将来を嘱望された親友はなぜ不遇の死を遂げたのか
~光当たるところに影がある

本日ご紹介する17冊目は百田尚樹さんの最高傑作と名高い「影法師」。
これも涙なしには読めない素晴らしい傑作です!
 
そんなこの作品は、自分がオススメするのは珍しい「時代小説」。
自分は、時代小説独特の言い回しや読みにくい名前が苦手で、本来時代小説はほとんど手に取りません。
しかし、この小説の作者である百田尚樹さんは読者サービスに非常に心を砕かれている方なので、「百田さんの時代小説なら読めるかな~」と思って挑戦してみました。
読んでみるとやはり時代小説ならではの古めかしい表現はありましたが、当時の時代背景が理解しやすいようにすごく配慮がなされていたので、とても有難かったです。
慣れない時代小説にはじめは少し読みづらくも感じたのですが、読んでいくうちにどんどん物語に引き込まれていきました。
これは時代小説を読んだことがないという人にもオススメできます!
 
そんなこの作品は、頭脳明晰なうえ剣の達人として将来を嘱望されていた親友・彦四郎がなぜ不遇の死を遂げたのかの謎を追うミステリー小説としての側面もあります。

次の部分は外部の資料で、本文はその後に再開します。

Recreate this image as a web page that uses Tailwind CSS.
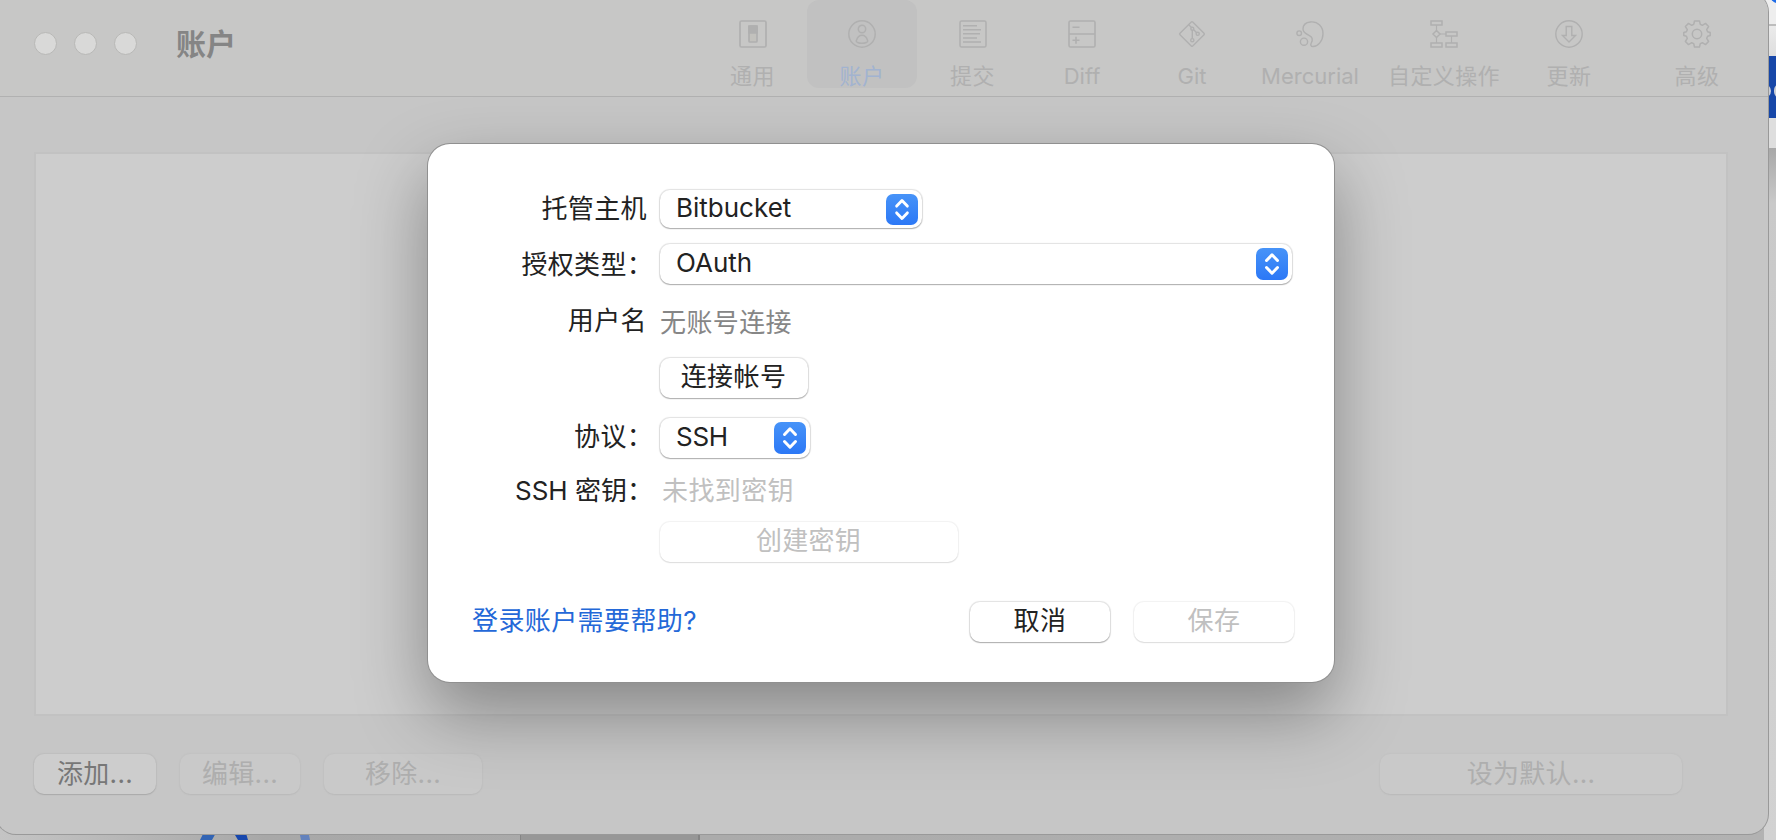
<!DOCTYPE html>
<html lang="zh-CN">
<head>
<meta charset="utf-8">
<title>账户</title>
<script src="https://cdn.jsdelivr.net/npm/@tailwindcss/browser@4"></script>
</head>
<body class="relative h-[840px] w-[1776px] overflow-hidden bg-[#b0b0b0] font-['Inter','Noto_Sans_CJK_SC',sans-serif] text-[26px] leading-10 whitespace-nowrap">

<!-- Desktop content visible behind the window -->
<div class="absolute top-0 right-0 flex h-full w-3 flex-col overflow-hidden">
  <div class="relative h-6 shrink-0 bg-[#eeeeee]"><div class="absolute -top-[22px] left-1 size-[26px] rounded-full bg-[#1d6be8]"></div></div>
  <div class="h-0.5 shrink-0 bg-[#bdbdbd]"></div>
  <div class="h-[30px] shrink-0 bg-linear-to-b from-[#ebebeb] to-[#dedede]"></div>
  <div class="relative h-[62px] shrink-0 bg-[#1747a8]">
    <div class="absolute top-7 -left-2 h-3.5 w-[15px] rounded-full border-3 border-[#c9cdd6]"></div>
    <div class="absolute top-7 left-2.5 h-3.5 w-3 rounded-full border-3 border-[#c9cdd6]"></div>
  </div>
  <div class="h-[30px] shrink-0 bg-[#dedede]"></div>
  <div class="grow bg-linear-to-b from-[#a8a8a8] via-[#c9c9c9] via-8% to-[#d2d2d2]"></div>
</div>
<div class="absolute bottom-0 left-0 flex h-4 w-[1764px] bg-linear-to-r from-[#c4c4c4] via-[#a8a8a8] via-15% to-[#b2b2b2]">
  <svg class="ml-[190px] h-4 w-[130px]" viewBox="0 0 130 16"><path d="M10 16 15 6H29Q24 11 22 16Z" fill="#3264b4"/><path d="M42 6h13l3 10H48Z" fill="#1747ad"/><path d="M109 6h9l2 10h-9Z" fill="#6382bd"/></svg>
  <div class="ml-[200px] h-4 w-[180px] border-r-2 border-l border-[#858585] bg-[#979797]"></div>
</div>

<!-- Preferences window -->
<main class="absolute -top-2 -left-1 flex h-[842px] w-[1772px] flex-col overflow-hidden rounded-[20px] bg-[#c6c6c6] pt-2 pl-1 shadow-[0_0_0_1px_#999]">
  <header class="flex h-[97px] shrink-0 border-b border-[#b1b1b1] bg-[#c7c7c6] text-[22px] leading-7 text-[#b0b0b0]">
    <div class="flex w-[697px] items-center gap-[17px] pb-[9px] pl-[34px]">
      <i class="size-[23px] rounded-full border border-[#b8b8b6] bg-[#d9d9d8]"></i>
      <i class="size-[23px] rounded-full border border-[#b8b8b6] bg-[#d9d9d8]"></i>
      <i class="size-[23px] rounded-full border border-[#b8b8b6] bg-[#d9d9d8]"></i>
      <h1 class="ml-[22px] pt-px text-[30px] font-bold text-[#858585]">账户</h1>
    </div>
    <nav class="flex h-22 text-center">
      <a class="flex w-[110px] flex-col items-center gap-[14px] pt-5 pl-px tracking-[0.4px]"><svg class="size-7 shrink-0" viewBox="0 0 28 28" fill="none" stroke="currentColor" stroke-width="1.7"><rect x="1" y="1" width="26" height="26" rx="1.5"/><rect x="10" y="6" width="8" height="16" rx="1" fill="#c2c1bd"/><path d="M10 6h8v7h-8z" fill="currentColor"/></svg>通用</a>
      <a class="flex w-[110px] flex-col items-center gap-[14px] rounded-xl bg-[#c1c1c1] pt-5 tracking-[0.4px] text-[#a2b3d0]"><svg class="size-7 shrink-0 text-[#b0b0b0]" viewBox="0 0 28 28" fill="none" stroke="currentColor" stroke-width="1.5"><circle cx="14" cy="14" r="13.2"/><circle cx="14" cy="9" r="3.7"/><path d="M14 15.3c3 0 4.7 2.2 5.7 5.4.4 1.4-2.2 2.6-5.7 2.6s-6.100-1.200-5.700-2.600c1-3.200 2.700-5.400 5.700-5.400Z"/></svg>账户</a>
      <a class="flex w-[110px] flex-col items-center gap-[14px] pt-5 pl-px tracking-[0.4px]"><svg class="size-7 shrink-0" viewBox="0 0 28 28" fill="none" stroke="currentColor" stroke-width="1.5"><rect x="1" y="1" width="26" height="26" rx="1.500"/><path d="M4 5.700h14M4 9.700h18M4 13.800h17M4 18h14M4 22h18"/></svg>提交</a>
      <a class="flex w-[110px] flex-col items-center gap-[14px] pt-5"><svg class="size-7 shrink-0" viewBox="0 0 28 28" fill="none" stroke="currentColor" stroke-width="1.600"><rect x="1" y="1" width="26" height="26" rx="1.500"/><path d="M1 14h26M4.500 7.200h7M4.500 20.300h7M8 16.800v7"/></svg>Diff</a>
      <a class="flex w-[110px] flex-col items-center gap-[14px] pt-5"><svg class="size-7 shrink-0" viewBox="0 0 28 28" fill="none" stroke="currentColor" stroke-width="1.400"><rect x="5" y="5" width="18" height="18" rx="1" transform="rotate(45 14 14)"/><path d="m10.500 4.500 3 3M14.300 10v8.500M15.500 9.500l3.200 3.200"/><circle cx="14.300" cy="8.700" r="1.500"/><circle cx="19.700" cy="13.800" r="1.600"/><circle cx="14.300" cy="20.200" r="1.600"/></svg>Git</a>
      <a class="flex w-[126px] flex-col items-center gap-[14px] pt-5"><svg class="size-7 shrink-0" viewBox="0 0 28 28" fill="none" stroke="currentColor" stroke-width="1.400"><path d="M14.500 2C22 1.200 27.200 7 27 14c-.2 7-5 12.500-10 12.500-2.300 0-2.700-1.700-1.700-3.500 1.800-3.300 1.200-6-2.300-7.700-3-1.400-6-3-6-6.300 0-3.900 3-6.600 7.500-7Z"/><circle cx="3.200" cy="13.200" r="2.300"/><circle cx="8" cy="21.700" r="3.600"/></svg>Mercurial</a>
      <a class="flex w-[142px] flex-col items-center gap-[14px] pt-5 tracking-[0.4px]"><svg class="size-7 shrink-0" viewBox="0 0 28 28" fill="none" stroke="currentColor" stroke-width="1.500"><path d="M1 1h11v4H1zM16 12h11v4H16zM1 23h11v4H1zM16 23h11v4H16zM6.500 10.500 10 14l-3.500 3.500L3 14z"/><path d="M6.500 5v5.500M6.500 17.500V23M10 14h6M21.500 16v7" stroke-width="1.100"/></svg>自定义操作</a>
      <a class="-ml-px flex w-[110px] flex-col items-center gap-[14px] pt-5 tracking-[0.4px]"><svg class="size-7 shrink-0" viewBox="0 0 28 28" fill="none" stroke="currentColor" stroke-width="1.400"><circle cx="14" cy="14" r="13.200"/><path d="M11.200 6.500h5.600v9h3.700L14 22l-6.500-6.500h3.700z"/></svg>更新</a>
      <a class="ml-[18px] flex w-[110px] flex-col items-center gap-[14px] pt-5 tracking-[0.4px]"><svg class="size-7 shrink-0" viewBox="0 0 28 28" fill="none" stroke="currentColor" stroke-width="1.500" stroke-linejoin="round"><path d="M11.500 1h5l.8 3.400 2 .9 3.200-1.900 3.100 3.100-1.900 3.200.9 2 2.600.8v3l-2.600.8-.9 2 1.900 3.200-3.100 3.100-3.200-1.900-2 .9-.8 3.400h-5l-.8-3.400-2-.9-3.200 1.900-3.100-3.100 1.900-3.200-.9-2-2.600-.8v-3l2.600-.8.9-2-1.900-3.200 3.100-3.100 3.200 1.900 2-.9z"/><circle cx="14" cy="14" r="4.700"/></svg>高级</a>
    </nav>
  </header>

  <section class="mt-[55px] ml-[34px] h-[564px] w-[1694px] shrink-0 border-2 border-[#c2c2c2] bg-[#cdcdcd]"></section>

  <footer class="mt-[38px] flex h-10 shrink-0 pl-[34px] text-center leading-[38px] tracking-[0.3px] text-[#aeaeae]">
    <button class="h-10 w-[122px] rounded-[10px] bg-[#cdcdcd] text-[#777] shadow-[0_1px_1px_#aaa,0_0_1px_1px_#bebebe]">添加...</button>
    <button class="ml-6 h-10 w-[120px] rounded-[10px] bg-[#c9c9c9] shadow-[0_1px_1px_#bbb,0_0_1px_1px_#c2c2c2]">编辑...</button>
    <button class="ml-6 h-10 w-[158px] rounded-[10px] bg-[#c9c9c9] shadow-[0_1px_1px_#bbb,0_0_1px_1px_#c2c2c2]">移除...</button>
    <button class="ml-[898px] h-10 w-[302px] rounded-[10px] bg-[#c9c9c9] shadow-[0_1px_1px_#bbb,0_0_1px_1px_#c2c2c2]">设为默认...</button>
  </footer>
</main>

<!-- Add-account sheet -->
<div role="dialog" class="absolute top-36 left-[428px] flex h-[538px] w-[906px] flex-col rounded-[22px] bg-white pt-[46px] text-[#222] shadow-[0_0_0_1px_#909090,0_30px_70px_rgba(0,0,0,0.35)]">
  <div class="flex h-[38px] leading-[36px]">
    <label class="w-56 pt-px pr-[5px] text-right tracking-[0.4px]">托管主机</label>
    <div class="ml-2 flex w-[262px] items-center justify-between rounded-[10px] pr-1 pl-4 shadow-[0_1px_1px_#b0b0b0,0_0_1px_1px_#e2e2e2]"><span class="pb-0.5">Bitbucket</span><svg class="h-[31px] w-8 rounded-[7px] bg-linear-to-b from-[#4793f8] to-[#2c78f6]" viewBox="0 0 32 32" fill="none" stroke="white" stroke-width="3" stroke-linecap="round" stroke-linejoin="round"><path d="m10.500 12.500 5.500-5.700 5.500 5.700M10.500 19.500l5.500 5.700 5.500-5.700"/></svg></div>
  </div>
  <div class="mt-4 flex h-10">
    <label class="w-[225px] pt-px text-right tracking-[0.3px]">授权类型：</label>
    <div class="ml-[7px] flex w-[632px] items-center justify-between rounded-[10px] pr-1 pl-4 leading-[38px] shadow-[0_1px_1px_#b0b0b0,0_0_1px_1px_#e2e2e2]"><span class="pb-0.5">OAuth</span><svg class="size-8 rounded-[7px] bg-linear-to-b from-[#4793f8] to-[#2c78f6]" viewBox="0 0 32 32" fill="none" stroke="white" stroke-width="3" stroke-linecap="round" stroke-linejoin="round"><path d="m10.500 12.500 5.500-5.700 5.500 5.700M10.500 19.500l5.500 5.700 5.500-5.700"/></svg></div>
  </div>
  <div class="mt-[17px] flex h-10">
    <label class="w-56 pr-[5px] text-right tracking-[0.4px]">用户名</label>
    <span class="ml-2 pt-[2px] tracking-[0.4px] text-[#868686]">无账号连接</span>
  </div>
  <div class="mt-[17px] flex h-10 pl-58">
    <button class="w-[148px] rounded-[10px] pr-px pb-0.5 leading-[38px] tracking-[0.4px] shadow-[0_1px_1px_#b0b0b0,0_0_1px_1px_#e2e2e2]">连接帐号</button>
  </div>
  <div class="mt-5 flex h-10">
    <label class="w-[225px] text-right leading-[38px] tracking-[0.3px]">协议：</label>
    <div class="ml-[7px] flex w-[150px] items-center justify-between rounded-[10px] pr-1 pl-4 leading-[38px] shadow-[0_1px_1px_#b0b0b0,0_0_1px_1px_#e2e2e2]"><span class="pb-0.5 tracking-[-0.3px]">SSH</span><svg class="size-8 rounded-[7px] bg-linear-to-b from-[#4793f8] to-[#2c78f6]" viewBox="0 0 32 32" fill="none" stroke="white" stroke-width="3" stroke-linecap="round" stroke-linejoin="round"><path d="m10.500 12.500 5.500-5.700 5.500 5.700M10.500 19.500l5.500 5.700 5.500-5.700"/></svg></div>
  </div>
  <div class="mt-[13px] flex h-10">
    <label class="w-[225px] text-right">SSH 密钥：</label>
    <span class="ml-[9px] tracking-[0.4px] text-[#c0c0c0]">未找到密钥</span>
  </div>
  <div class="mt-[11px] flex h-10 pl-58">
    <button class="w-[298px] rounded-[10px] pr-px pb-[3px] leading-[37px] tracking-[0.3px] text-[#c0c0c0] shadow-[0_1px_1px_#dedede,0_0_1px_1px_#f2f2f2]">创建密钥</button>
  </div>
  <div class="mt-10 flex h-10 pl-11 leading-[38px] tracking-[0.4px]">
    <a class="w-[498px] text-[#2468d8]">登录账户需要帮助?</a>
    <button class="w-[140px] rounded-[10px] pb-0.5 shadow-[0_1px_1px_#b0b0b0,0_0_1px_1px_#e2e2e2]">取消</button>
    <button class="ml-6 w-40 rounded-[10px] pb-0.5 text-[#c0c0c0] shadow-[0_1px_1px_#dedede,0_0_1px_1px_#f2f2f2]">保存</button>
  </div>
</div>
</body>
</html>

この物語の主人公である勘一と彦四郎は、「下士の長男」と「中士の次男」で、それぞれの立場で、武家階級社会の理不尽な制度や慣習に縛られて生きていました。
しかし、2人とも自分が為すべきと信じた大義を叶えるため、理不尽な差別や抗えない運命に翻弄されながらも、必死に立ち向かっていきます。
どんな困難があろうが己の信じた道を貫こうと奮闘する侍の生きざまがとてもかっこいいです! 
そんな物語の途中、彦四郎は俄かに信じがたい狼藉を起こし、勘一のもとから去っていきます。
彦四郎の起こした事件の裏に隠された真実とは一体?
魅力的な人物像と、この2人はどうなっていくの?という展開に、ページをめくる手が止められません!

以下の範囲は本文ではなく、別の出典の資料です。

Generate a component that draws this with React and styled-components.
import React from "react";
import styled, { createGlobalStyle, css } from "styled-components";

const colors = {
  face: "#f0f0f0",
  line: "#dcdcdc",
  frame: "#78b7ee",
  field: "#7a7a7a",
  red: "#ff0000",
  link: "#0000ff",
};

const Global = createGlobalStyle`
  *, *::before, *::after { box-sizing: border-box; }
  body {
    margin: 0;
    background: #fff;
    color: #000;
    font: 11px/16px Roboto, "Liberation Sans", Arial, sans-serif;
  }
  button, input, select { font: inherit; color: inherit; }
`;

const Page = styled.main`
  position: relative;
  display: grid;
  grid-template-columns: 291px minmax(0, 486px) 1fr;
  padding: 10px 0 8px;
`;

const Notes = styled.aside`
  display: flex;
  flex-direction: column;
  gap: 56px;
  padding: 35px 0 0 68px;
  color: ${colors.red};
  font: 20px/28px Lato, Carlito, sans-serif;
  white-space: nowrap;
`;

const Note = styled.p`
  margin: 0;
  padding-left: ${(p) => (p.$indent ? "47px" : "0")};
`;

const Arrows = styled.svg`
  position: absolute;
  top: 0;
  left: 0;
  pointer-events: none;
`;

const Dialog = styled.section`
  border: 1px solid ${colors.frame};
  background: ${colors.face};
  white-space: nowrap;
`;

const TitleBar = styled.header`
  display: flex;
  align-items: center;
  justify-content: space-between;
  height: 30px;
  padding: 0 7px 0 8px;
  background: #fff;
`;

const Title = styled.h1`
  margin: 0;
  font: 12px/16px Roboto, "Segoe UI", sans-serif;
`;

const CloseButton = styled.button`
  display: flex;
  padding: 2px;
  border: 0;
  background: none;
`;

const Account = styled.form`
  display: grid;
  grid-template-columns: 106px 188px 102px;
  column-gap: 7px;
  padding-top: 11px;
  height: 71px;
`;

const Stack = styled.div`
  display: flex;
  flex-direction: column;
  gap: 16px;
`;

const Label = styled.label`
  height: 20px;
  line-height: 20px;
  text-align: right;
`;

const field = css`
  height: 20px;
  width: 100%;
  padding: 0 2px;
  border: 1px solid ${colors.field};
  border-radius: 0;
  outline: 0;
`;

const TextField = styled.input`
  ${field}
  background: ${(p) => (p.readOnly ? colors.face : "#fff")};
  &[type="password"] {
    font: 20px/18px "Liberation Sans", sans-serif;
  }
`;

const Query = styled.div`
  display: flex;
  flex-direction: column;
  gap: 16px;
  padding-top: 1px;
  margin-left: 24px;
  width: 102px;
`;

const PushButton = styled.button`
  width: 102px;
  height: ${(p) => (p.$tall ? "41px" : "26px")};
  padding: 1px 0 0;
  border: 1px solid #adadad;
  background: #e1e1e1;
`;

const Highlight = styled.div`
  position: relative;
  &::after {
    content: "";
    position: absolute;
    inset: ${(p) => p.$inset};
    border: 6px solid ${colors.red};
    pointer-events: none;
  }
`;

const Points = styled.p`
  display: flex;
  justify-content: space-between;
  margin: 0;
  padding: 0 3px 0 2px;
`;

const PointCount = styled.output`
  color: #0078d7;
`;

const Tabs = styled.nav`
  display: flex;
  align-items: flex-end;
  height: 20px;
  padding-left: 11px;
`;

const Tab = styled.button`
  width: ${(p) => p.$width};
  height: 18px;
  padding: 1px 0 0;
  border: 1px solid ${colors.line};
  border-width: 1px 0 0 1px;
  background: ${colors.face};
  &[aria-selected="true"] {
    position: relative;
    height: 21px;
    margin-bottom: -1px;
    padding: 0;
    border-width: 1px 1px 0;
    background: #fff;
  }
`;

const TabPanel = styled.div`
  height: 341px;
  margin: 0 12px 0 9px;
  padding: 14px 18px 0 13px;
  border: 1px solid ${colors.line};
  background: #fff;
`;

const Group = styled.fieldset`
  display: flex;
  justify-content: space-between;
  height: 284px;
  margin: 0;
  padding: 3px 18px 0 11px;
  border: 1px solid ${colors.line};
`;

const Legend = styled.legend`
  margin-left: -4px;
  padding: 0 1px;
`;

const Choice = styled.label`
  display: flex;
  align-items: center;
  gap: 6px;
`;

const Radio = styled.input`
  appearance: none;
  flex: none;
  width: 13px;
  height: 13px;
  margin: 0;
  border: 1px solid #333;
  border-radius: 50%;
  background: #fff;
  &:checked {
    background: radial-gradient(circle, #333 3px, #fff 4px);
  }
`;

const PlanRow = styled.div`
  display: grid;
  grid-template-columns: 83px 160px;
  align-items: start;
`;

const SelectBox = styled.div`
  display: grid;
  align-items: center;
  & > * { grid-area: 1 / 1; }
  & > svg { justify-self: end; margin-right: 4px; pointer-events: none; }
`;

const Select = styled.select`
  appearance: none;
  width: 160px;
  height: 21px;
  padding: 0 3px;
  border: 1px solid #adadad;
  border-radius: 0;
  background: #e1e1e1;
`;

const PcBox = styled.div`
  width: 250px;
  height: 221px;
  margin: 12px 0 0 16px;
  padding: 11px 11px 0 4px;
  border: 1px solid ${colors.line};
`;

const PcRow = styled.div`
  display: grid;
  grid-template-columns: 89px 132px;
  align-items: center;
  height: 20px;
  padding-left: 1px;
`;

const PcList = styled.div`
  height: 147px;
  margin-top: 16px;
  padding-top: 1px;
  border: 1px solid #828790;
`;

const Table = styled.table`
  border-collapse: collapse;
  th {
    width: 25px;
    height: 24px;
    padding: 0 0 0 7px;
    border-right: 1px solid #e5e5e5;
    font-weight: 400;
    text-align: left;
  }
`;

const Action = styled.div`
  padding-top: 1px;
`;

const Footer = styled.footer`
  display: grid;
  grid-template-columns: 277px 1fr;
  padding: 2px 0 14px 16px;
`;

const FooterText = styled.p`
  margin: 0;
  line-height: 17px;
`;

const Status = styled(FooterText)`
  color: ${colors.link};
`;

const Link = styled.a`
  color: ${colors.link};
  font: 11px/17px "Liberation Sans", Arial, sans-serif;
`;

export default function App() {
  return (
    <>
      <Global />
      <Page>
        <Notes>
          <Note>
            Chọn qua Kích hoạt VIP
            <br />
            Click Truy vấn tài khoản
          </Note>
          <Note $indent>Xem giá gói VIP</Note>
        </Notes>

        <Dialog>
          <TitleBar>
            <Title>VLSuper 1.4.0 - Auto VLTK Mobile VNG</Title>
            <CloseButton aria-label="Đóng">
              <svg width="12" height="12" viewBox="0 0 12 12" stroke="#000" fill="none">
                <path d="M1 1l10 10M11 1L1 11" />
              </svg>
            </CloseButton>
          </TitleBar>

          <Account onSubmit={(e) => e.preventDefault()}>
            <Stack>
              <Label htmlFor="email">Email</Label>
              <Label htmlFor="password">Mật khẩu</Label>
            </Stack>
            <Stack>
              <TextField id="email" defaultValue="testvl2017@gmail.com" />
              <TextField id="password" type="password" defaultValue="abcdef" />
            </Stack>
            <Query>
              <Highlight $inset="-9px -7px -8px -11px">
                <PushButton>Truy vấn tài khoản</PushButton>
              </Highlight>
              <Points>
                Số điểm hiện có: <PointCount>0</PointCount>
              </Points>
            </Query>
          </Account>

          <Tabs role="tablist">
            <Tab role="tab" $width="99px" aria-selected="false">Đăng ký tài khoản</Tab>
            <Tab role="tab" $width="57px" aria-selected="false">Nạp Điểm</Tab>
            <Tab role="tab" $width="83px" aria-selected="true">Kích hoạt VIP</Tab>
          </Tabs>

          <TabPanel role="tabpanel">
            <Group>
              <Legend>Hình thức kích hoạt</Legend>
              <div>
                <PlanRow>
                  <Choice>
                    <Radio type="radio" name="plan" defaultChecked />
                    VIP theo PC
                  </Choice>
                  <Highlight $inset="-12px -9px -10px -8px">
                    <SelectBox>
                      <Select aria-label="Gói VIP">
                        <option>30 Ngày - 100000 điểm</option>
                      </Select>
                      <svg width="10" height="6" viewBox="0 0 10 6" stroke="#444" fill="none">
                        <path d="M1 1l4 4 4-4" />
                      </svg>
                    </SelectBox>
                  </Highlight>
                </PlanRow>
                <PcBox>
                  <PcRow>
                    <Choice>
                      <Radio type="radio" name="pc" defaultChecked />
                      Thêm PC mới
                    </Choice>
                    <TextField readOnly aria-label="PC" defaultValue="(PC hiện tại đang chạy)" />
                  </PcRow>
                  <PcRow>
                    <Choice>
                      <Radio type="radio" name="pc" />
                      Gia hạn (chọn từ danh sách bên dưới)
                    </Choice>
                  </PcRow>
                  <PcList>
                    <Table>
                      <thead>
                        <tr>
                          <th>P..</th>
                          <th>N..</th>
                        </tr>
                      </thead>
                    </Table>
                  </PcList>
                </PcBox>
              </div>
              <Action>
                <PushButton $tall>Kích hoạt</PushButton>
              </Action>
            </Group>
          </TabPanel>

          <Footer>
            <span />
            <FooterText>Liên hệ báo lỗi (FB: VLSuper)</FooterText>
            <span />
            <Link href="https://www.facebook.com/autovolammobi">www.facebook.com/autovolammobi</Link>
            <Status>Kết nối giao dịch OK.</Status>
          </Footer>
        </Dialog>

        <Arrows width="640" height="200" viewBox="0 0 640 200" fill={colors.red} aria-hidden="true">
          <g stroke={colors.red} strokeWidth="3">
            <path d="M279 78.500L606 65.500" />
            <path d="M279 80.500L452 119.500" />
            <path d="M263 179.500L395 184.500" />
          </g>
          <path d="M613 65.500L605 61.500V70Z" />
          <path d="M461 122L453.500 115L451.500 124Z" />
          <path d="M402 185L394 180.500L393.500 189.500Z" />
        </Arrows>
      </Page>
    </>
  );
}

そして、ラストに判明する彦四郎の事件と彼の不遇の死の真相を知った瞬間、自然と涙腺が緩んでしまうこと間違いなしです。
「友情」という言葉では表現しきれない勘一と彦四郎の強い絆にとても胸が熱くなる一冊です。

「美しき日本人の生き様」を描かせたら百田さん以上の作家はいないかもしれませんね!